EPA’s Annual Enforcement Results Shows Significant Increase in Enforcement Activity to Protect Communities from Pollution
Revitalized Enforcement and Compliance Program is Delivering on 21st Century Environmental Challenges, Leading to Highest Enforcement Levels in Years
Today, the U.S. Environmental Protection Agency announced its Fiscal Year 2023 (FY 2023) Enforcement and Compliance Annual Results, which showed significant increases in on-site inspections, new criminal investigations, civil settlements, and cleanup enforcement, as well as record levels of enforcement activity in environmental justice communities long scarred by pollution.
In FY 2023, EPA’s enforcement and compliance program focused on addressing 21st century environmental challenges like climate change, environmental justice, and PFAS, while adding approximately 300 new positions to reinvigorate an enforcement program that had suffered more than a decade of budget cuts that eliminated approximately 950 positions.
“In 2023, EPA moved decisively to focus our enforcement and compliance program on the Nation’s most significant environmental threats and to increase our efforts to hold all polluters accountable,” said David M. Uhlmann, Assistant Administrator for EPA’s Office of Enforcement and Compliance Assurance. “While our work is not complete, EPA’s revitalized enforcement program is making a positive difference in communities across America, particularly for people living in underserved and overburdened communities that for too long have borne the brunt of pollution.
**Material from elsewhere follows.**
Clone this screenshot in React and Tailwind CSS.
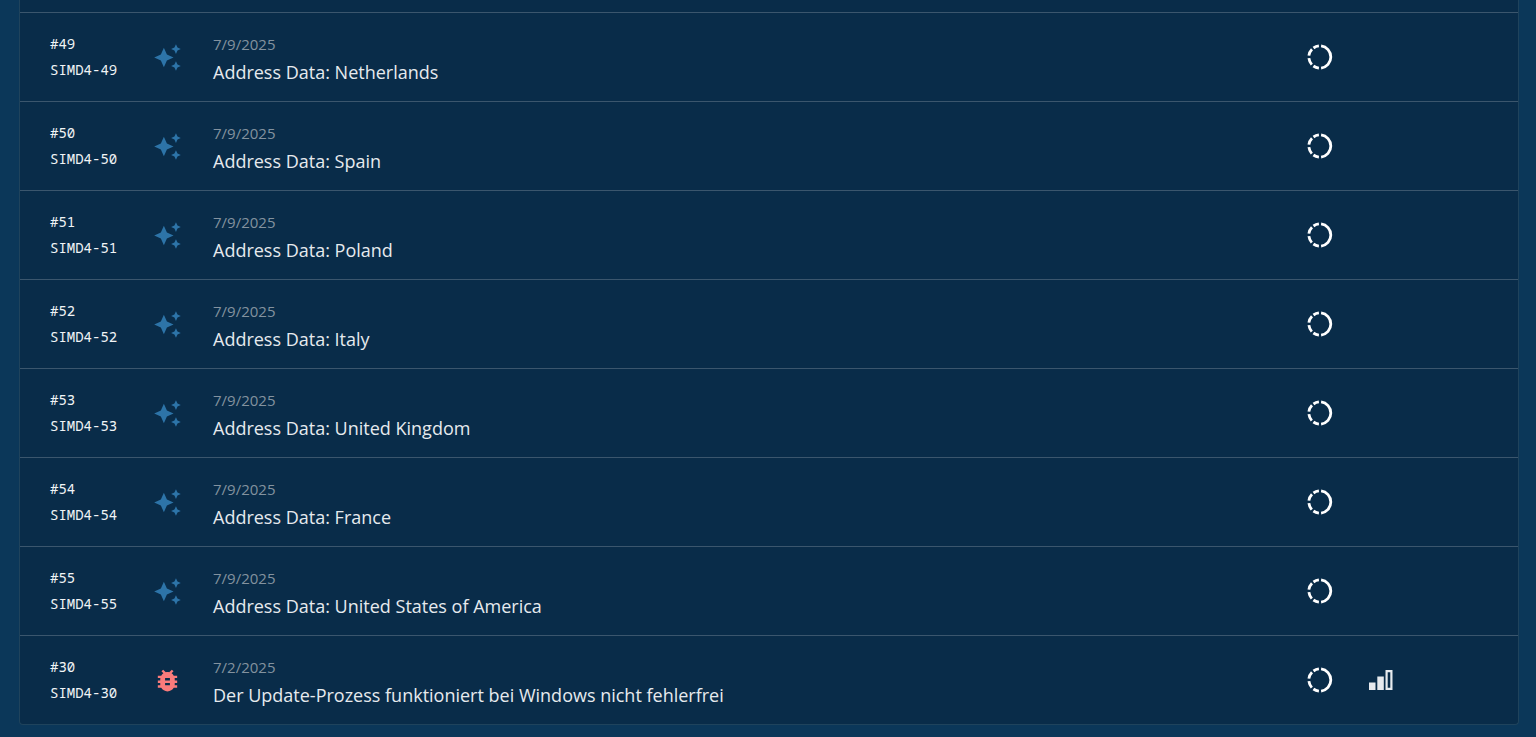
import React from "react";
import { MdAutoAwesome, MdBugReport } from "react-icons/md";

const issues = [
  { id: 49, date: "7/9/2025", title: "Address Data: Netherlands", type: "feature" },
  { id: 50, date: "7/9/2025", title: "Address Data: Spain", type: "feature" },
  { id: 51, date: "7/9/2025", title: "Address Data: Poland", type: "feature" },
  { id: 52, date: "7/9/2025", title: "Address Data: Italy", type: "feature" },
  { id: 53, date: "7/9/2025", title: "Address Data: United Kingdom", type: "feature" },
  { id: 54, date: "7/9/2025", title: "Address Data: France", type: "feature" },
  { id: 55, date: "7/9/2025", title: "Address Data: United States of America", type: "feature" },
  {
    id: 30,
    date: "7/2/2025",
    title: "Der Update-Prozess funktioniert bei Windows nicht fehlerfrei",
    type: "bug",
    priority: true,
  },
];

function StatusIcon() {
  return (
    <svg viewBox="0 0 28 28" className="mx-auto block size-7" fill="none" stroke="#ffffff" strokeWidth="2.8" aria-label="Open">
      <path d="M15.1 2.9A11.2 11.2 0 0 1 15.1 25.1" />
      <path d="M12.9 2.9A11.2 11.2 0 0 0 7.5 5" />
      <path d="M6 6.3A11.2 11.2 0 0 0 2.9 12.6" />
      <path d="M2.9 15.2A11.2 11.2 0 0 0 5.8 21.6" />
      <path d="M7.4 23A11.2 11.2 0 0 0 12.9 25.1" />
    </svg>
  );
}

function PriorityIcon() {
  return (
    <svg viewBox="0 0 24 20" className="mx-auto block h-5 w-6" fill="#e6eaee" aria-label="Medium priority">
      <path d="M0 12.5h6.5V20H0z" />
      <path d="M8.3 6.5h6.5V20H8.3z" />
      <path fillRule="evenodd" d="M16.5 0h7v20h-7zM18.7 2.2v15.6h2.6V2.2z" />
    </svg>
  );
}

function IssueRow({ issue }) {
  return (
    <tr className="h-[89px] *:border-t *:border-[#3b566d]">
      <td className="pl-[30px] font-['Noto_Sans_Mono','DejaVu_Sans_Mono',monospace] text-sm leading-[26px] text-[#f1f4f6]">
        <div>#{issue.id}</div>
        <div>SIMD4-{issue.id}</div>
      </td>
      <td>
        {issue.type === "bug" ? (
          <MdBugReport className="mx-auto block size-[29px] text-[#fa7b7b]" aria-label="Bug" />
        ) : (
          <MdAutoAwesome className="mx-auto block size-[29px] text-[#2d74a8]" aria-label="Feature" />
        )}
      </td>
      <td className="pt-px pl-[17px]">
        <div className="text-[15px] leading-7 text-[#83929f]">{issue.date}</div>
        <div className="text-lg leading-7 text-[#e6eaee]">
          <a href={`#SIMD4-${issue.id}`}>{issue.title}</a>
        </div>
      </td>
      <td>
        <StatusIcon />
      </td>
      <td>{issue.priority && <PriorityIcon />}</td>
      <td></td>
    </tr>
  );
}

export default function App() {
  return (
    <div className="min-h-screen bg-[#0b3759] pr-[17px] pb-3 pl-[19px] font-['Open_Sans','Noto_Sans',sans-serif]">
      <main className="rounded-b-[4px] border-x border-b border-[#1f435c] bg-[#092c49] pt-3">
        <table className="w-full table-fixed border-separate border-spacing-0 text-left">
          <colgroup>
            <col className="w-[119px]" />
            <col className="w-[57px]" />
            <col />
            <col className="w-[61px]" />
            <col className="w-[61px]" />
            <col className="w-[107px]" />
          </colgroup>
          <tbody>
            {issues.map((issue) => (
              <IssueRow key={issue.id} issue={issue} />
            ))}
          </tbody>
        </table>
      </main>
    </div>
  );
}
From helping ensure that our children can drink safe water to improving the air we all breathe, EPA is delivering on the promise of America’s environmental laws.”
EPA’s enforcement and compliance program made significant progress in efforts to support communities with environmental justice concerns. The Agency’s FY 2022-2026 Strategic Plan set a goal to increase the percentage of annual on-site inspections in environmental justice communities from 30 to 55 percent by FY 2026. In FY 2023, EPA surpassed that goal three years ahead of schedule, achieving 60% of onsite inspections in communities overburdened with pollution. More than half of its civil settlements were in those communities as well.
To better address the defining environmental threat of this time, climate change, EPA launched its “Climate Enforcement and Compliance Strategy” that directs all EPA enforcement and compliance offices to address climate change in criminal, civil, federal facilities, and cleanup enforcement actions. For the first time ever, the climate strategy requires EPA to pursue climate mitigation, adaptation, and resiliency whenever possible in its enforcement actions and compliance assurance programs.
EPA also issued a set of six national enforcement and compliance initiatives to focus and coordinate resources across the country on leading environmental challenges and threats, including the first ever national initiatives on climate change, the forever-chemicals per- and polyfluoroalkyl substances (PFAS), and contamination from coal ash facilities.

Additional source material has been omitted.